Conclusion and Takeaway
Cargo short delivery claims continue to generate significant losses for shipowners. The only way to defeat or at least minimise such claims is through heightened awareness of both the nature and extent of the problem and the consistent and comprehensive application of the legal and technical loss protection tools available.
The legal tools include the relevant provisions of the HV Rules, as usually incorporated into BLs and often into Charterparties, regarding the evidential value of a shipper’s declaration as to cargo weight. These provisions, in combination with the printed or written words “weight, measure, marks, numbers, quality, contents and value unknown” (or similar words), are held by the English courts to provide full protection to shipowners against cargo shortage claims based on the shipper’s declared cargo weight. Regrettably, these protections are not always available in many other jurisdictions.

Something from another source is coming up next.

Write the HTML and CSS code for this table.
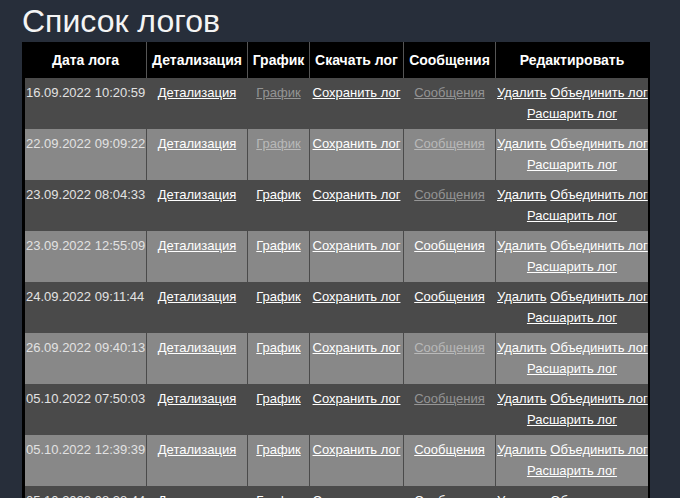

The technical tools available to defend the shipowner in every jurisdiction include shore-based cargo weight measurement and accuracy assessment and cross checking using draft surveys accomplished by well-trained masters and chief officers and experienced marine surveyors. The draft survey process is not perfect but its industry accepted accuracy of about 0.5% appears comparable to the general accuracy of shore-based weighment devices. Draft surveys can therefore provide strong and compelling evidence to support the successful defeat or negotiated minimisation of unjustifiable shortage claims, no matter where they occur.